Homes have charm and a certain flare that we impart to them. In my mind it does not matter what style or age a home is, it is what we put there that defines it as our home. Certainly we have styles that are more to our liking. I have never owned one that I especially loved that suited my idea of a home. If given my dream it would be older, more rustic then modern, more small cozy rooms that invite the wanderer in for a spell to sit and have time to wonder. There would be those large rooms that can be filled by family when the need arises and a large fireplace to read before when the weather turns colder. As I grow older I would like all of this on one floor so that I can remain here until such time that I fall into a deeper and more resounding sleep. One should love their home I suspect and when I finally find one that I do I will read Joyce in its confines and marvel at the style that has become me.

The art of decoration defies me. I simply cannot imagine the combination of colors that arrive at my home and make sense in the design. That is the way of things with marriages I think. Our talents are shared and somehow we come out as being better for it. Some tasks are more traditional and some we defy the traditions and do what we can.
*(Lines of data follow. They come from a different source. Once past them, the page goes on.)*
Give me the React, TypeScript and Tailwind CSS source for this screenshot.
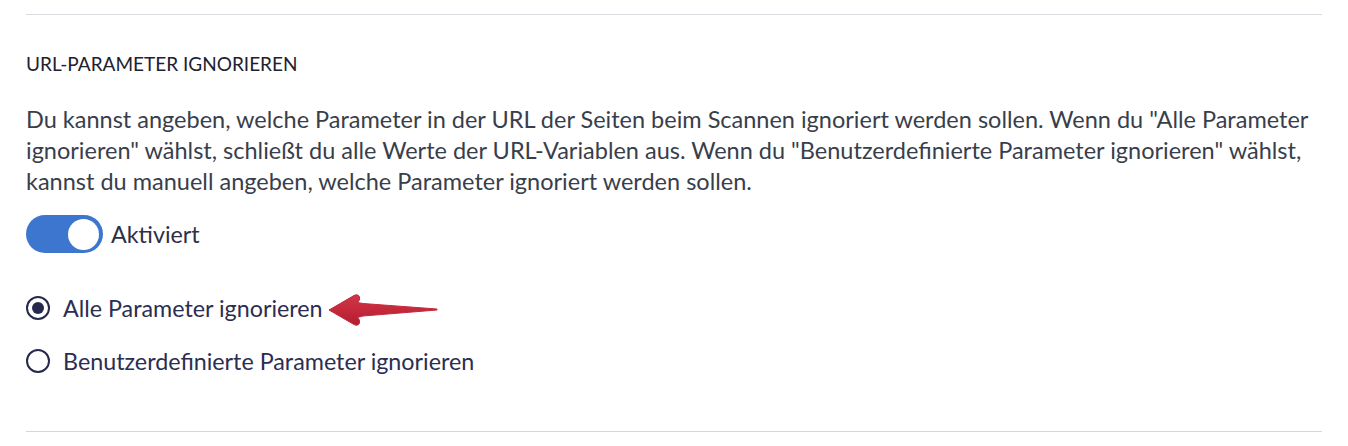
import React from 'react';

const font = { fontFamily: 'Lato, "Noto Sans", sans-serif' };

const Arrow: React.FC = () => (
  <svg width="114" height="34" viewBox="0 0 114 34" className="absolute left-[299px] top-[-1px]">
    <defs>
      <linearGradient id="ar" x1="0" y1="0" x2="0" y2="1">
        <stop offset="0" stopColor="#d23548" />
        <stop offset="1" stopColor="#b51c2f" />
      </linearGradient>
    </defs>
    <path
      d="M4 17 L29 2.5 Q33 0.5 34.5 4 Q35.5 7 32.5 9.5 L38 10.5 L112 16 L112 17 L38 23 L32.5 24.5 Q35.5 27 34.5 30 Q33 33.5 29 31.5 Z"
      fill="url(#ar)"
      stroke="#c42a3d"
      strokeWidth="1"
      strokeLinejoin="round"
    />
  </svg>
);

const Radio: React.FC<{ checked?: boolean; label: string; children?: React.ReactNode }> = ({ checked, label, children }) => (
  <label className="relative flex h-[28px] items-center gap-[13px]">
    <span className="flex h-[24px] w-[24px] items-center justify-center rounded-full border-[2.5px] border-[#26294d]">
      {checked && <span className="h-[12px] w-[12px] rounded-full bg-[#26294d]" />}
    </span>
    <span className="text-[23.3px] leading-[28px] text-[#2b2e52]">{label}</span>
    {children}
  </label>
);

export default function App() {
  return (
    <div className="min-h-[446px] w-full bg-white px-[26px] pt-[14px]" style={font}>
      <div className="w-[1296px] border-t border-[#dcdde3]">
        <h2 className="mt-[39px] text-[19px] font-normal uppercase leading-[20px] text-[#1e2130]">
          URL-Parameter ignorieren
        </h2>
        <p className="mt-[30px] text-[23.5px] leading-[31px] text-[#383e4b]">
          Du kannst angeben, welche Parameter in der URL der Seiten beim Scannen ignoriert werden sollen. Wenn du "Alle Parameter
          ignorieren" wählst, schließt du alle Werte der URL-Variablen aus. Wenn du "Benutzerdefinierte Parameter ignorieren" wählst,
          kannst du manuell angeben, welche Parameter ignoriert werden sollen.
        </p>
        <div className="mt-[18px] flex items-center gap-[8px]">
          <span className="flex h-[38px] w-[77px] items-center justify-end rounded-full bg-[#3c76cf] px-[4px]">
            <span className="h-[31px] w-[31px] rounded-full bg-white" />
          </span>
          <span className="text-[23.3px] leading-[28px] text-[#2d3047]">Aktiviert</span>
        </div>
        <div className="mt-[41px] flex flex-col gap-[25px]">
          <Radio checked label="Alle Parameter ignorieren">
            <Arrow />
          </Radio>
          <Radio label="Benutzerdefinierte Parameter ignorieren" />
        </div>
        <div className="mt-[56px] border-t border-[#d6d6d8]" />
      </div>
    </div>
  );
}
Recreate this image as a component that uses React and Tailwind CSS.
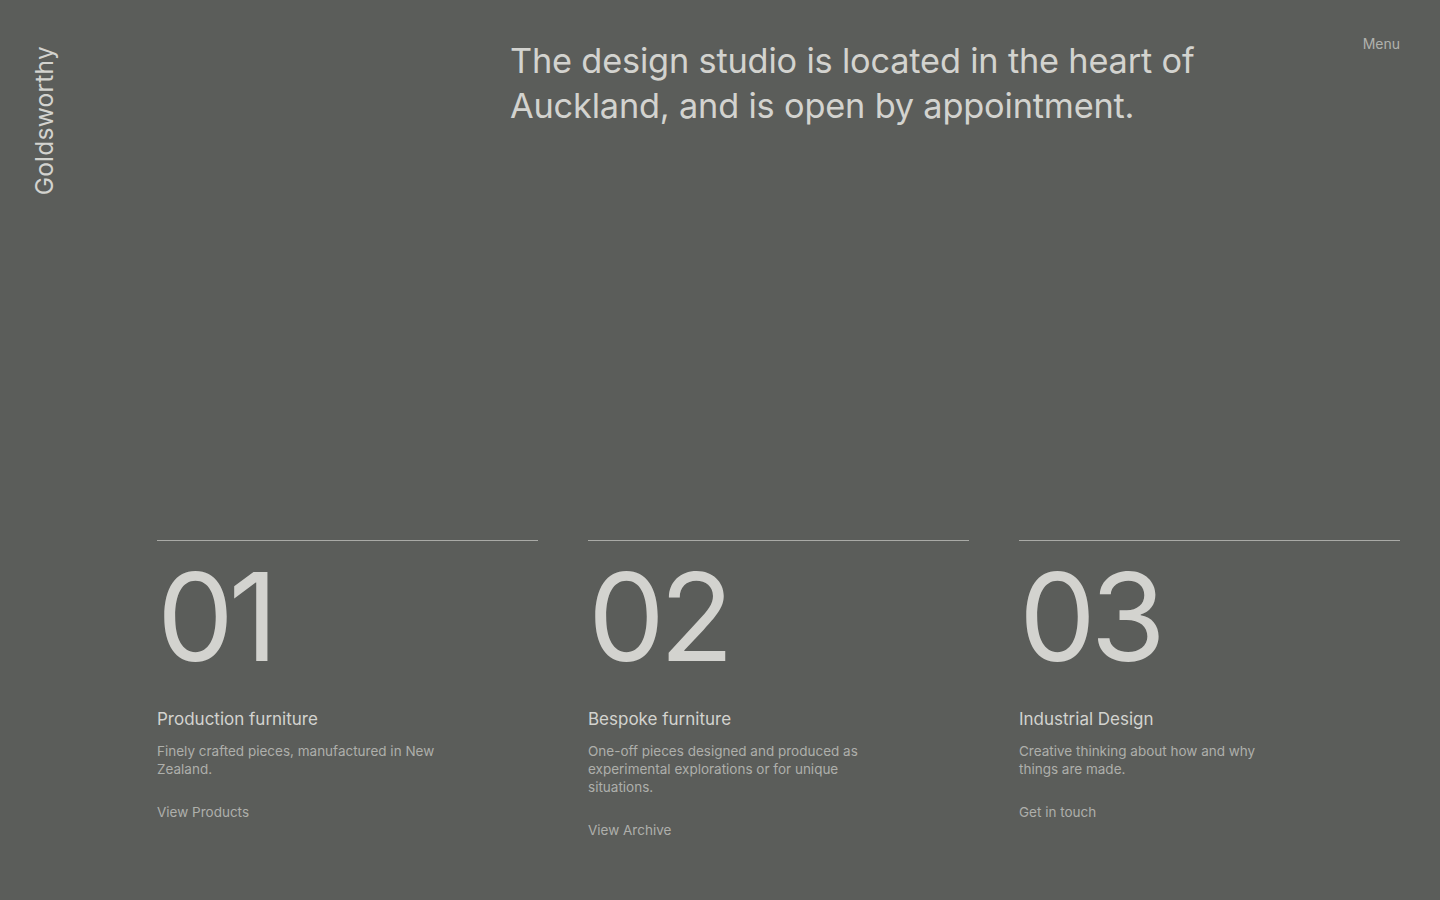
const services = [
  {
    num: "01",
    title: "Production furniture",
    text: "Finely crafted pieces, manufactured in New Zealand.",
    link: "View Products",
  },
  {
    num: "02",
    title: "Bespoke furniture",
    text: "One-off pieces designed and produced as experimental explorations or for unique situations.",
    link: "View Archive",
  },
  {
    num: "03",
    title: "Industrial Design",
    text: "Creative thinking about how and why things are made.",
    link: "Get in touch",
  },
];

export default function App() {
  return (
    <div
      className="relative min-h-[900px] w-full bg-[#5b5d5a] text-[#d3d3cf]"
      style={{ fontFamily: "Inter, 'Liberation Sans', sans-serif" }}
    >
      {/* Top row */}
      <header className="flex items-start px-10 pt-[38px]">
        <div className="w-[470px] shrink-0">
          <a
            href="#"
            className="absolute left-[30px] top-[46px] block text-[24.5px] leading-[28px] tracking-[0.01em] text-[#d3d3cf] [writing-mode:vertical-rl] rotate-180"
          >
            Goldsworthy
          </a>
        </div>
        <h1 className="w-[720px] text-[34.3px] font-normal leading-[45px] tracking-[-0.005em] text-[#d3d3cf]">
          The design studio is located in the heart of Auckland, and is open by appointment.
        </h1>
        <a href="#" className="ml-auto mt-[1px] text-[14px] leading-[10px] text-[#b1b2ae]">
          Menu
        </a>
      </header>

      {/* Services */}
      <section className="ml-[157px] mr-10 mt-[412px] grid grid-cols-3 gap-[50px]">
        {services.map((s) => (
          <div key={s.num} className="border-t border-[#a9aaa6]">
            <div className="mt-[14px] text-[122px] leading-[124px] tracking-[-0.045em] text-[#d3d3cf]">
              {s.num}
            </div>
            <h2 className="mt-[29px] text-[17px] leading-[22px] text-[#d3d3cf]">{s.title}</h2>
            <p className="mt-[12px] max-w-[278px] text-[13.5px] leading-[18px] text-[#aeafab]">
              {s.text}
            </p>
            <a href="#" className="mt-[25px] block text-[13.5px] leading-[18px] text-[#aeafab]">
              {s.link}
            </a>
          </div>
        ))}
      </section>
    </div>
  );
}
As much as I would enjoy breaking down the design barrier and dazzling those in the family I am sure my concepts would not come to bear that type of response. Perhaps it will take some more time a few more decades of instruction and patience on my part until I will feel comfortable or perhaps I never will. Spring cleaning is upon us and we have to get there eventually.

Persistent patience or pressure to perform can create issues or so I am told daily by the commercial televisions who wish to sell me some kind of drug or another to deal with what we can joyously embrace as life. While a desire to get a task accomplished is wonderful and exciting as the days approach realize that the need is an internal one set as a means to reach a goal you desire. If you pardon my strange metaphor it is like making love it takes time and patience to achieve the desired result that you wish. Sure you can have sex whenever you wish and toss about and find that enjoyable butt it lacks something. What you are seeking is the long passionate kiss that rolls into a very long and enjoyable evening into a night filled with sighs and expressions of the madness that when you are though takes your breath away and leaves you panting for more and your mind filled with a flood of the deepest emotions. That is the performance you wish to consider at least in my mind as being worthy of your time and effort. Anything less seems to me to be well a desire to get it done and out of the way. Is it sex you desire to let off some steam and release the pressure or is it your desire to create something more. I sense that it is the something more that you are stirring on about.

Boredom is a pastime of being tired and fatigue with time. Boredom happens when we measure time in the smallest of increments and pay very close attention to the passing of those increments. Second after second going by and then another and another until we are exhausted by the speed of time. I prefer to embrace time as a magical design that spins my world around and upside down. If I am bored it is of my own making and therefore the opposite is of my own making. Lots to do and plenty of time to get it all accomplished.

We heal when we heal, though I will say that in general when we fail to heal as we should, there maybe other factors to consider. We are all unique in our [physical hue and some heal faster than others and of course slower is just the opposite of that butt when we double the norm perhaps another opinion is deserved. Just because someone is a doctor does not make them an expert at anything. In fact doctors are at the basic core humans and they miscalculate and misdiagnose a lot. Check it out completely in your own mind and ask the questions that are there to be asked. Another voice is always good to hear.

All things have a purpose even if we are not sure what that purpose is. There is a place for everything we have and we should put everything into its place. Male logic is refined to straights and narrows and geometrical conformity. We like clear lines of site and things put away neatly so we can get what we need when we need it. A man thinks in terms of food drink and something naked. A woman however thinks in alternatives and threads. Food is what to make how to make it and with whom shall we share it. Drink follows the same trend but also adds should it be wine and if so which kind suits the meal best and should we entertain or not. As for the naked part, I am not so sure woman get there easily. They are more alluring, enticing and like to hide the sway of their hips behind the curtain and only reveal what is there when the curtain is pulled back by blind desire. Oh my two references to sex in one set of thoughts. Men think in progressions toward an end. Women think in terms of the results at the end. How we get there to a man is logical and is a connection of points. To a woman how we get there is by degrees as important as what we get when we get there. I hope that sheds some mud on the question, for I am confused now myself.

There does arrive a moment when our children do see us in a new light. At one point we are their parents with all the ideas of parents and then suddenly once they get out in the world and see the differences they change. We hug it is a strange thing to see our families hugging one another male and female all around in greetings and in partings. Suddenly the days seem calmer and more focused. We know what we know and we are aware of the next generation taking on the world. Suddenly we are people in the crowd and they are the wonder of what is yet to be. I enjoy the thought of grown children laughing together with us in a celebration of the times we have had. We are not done growing up yet but at least we have gotten them to the point where they over stand that.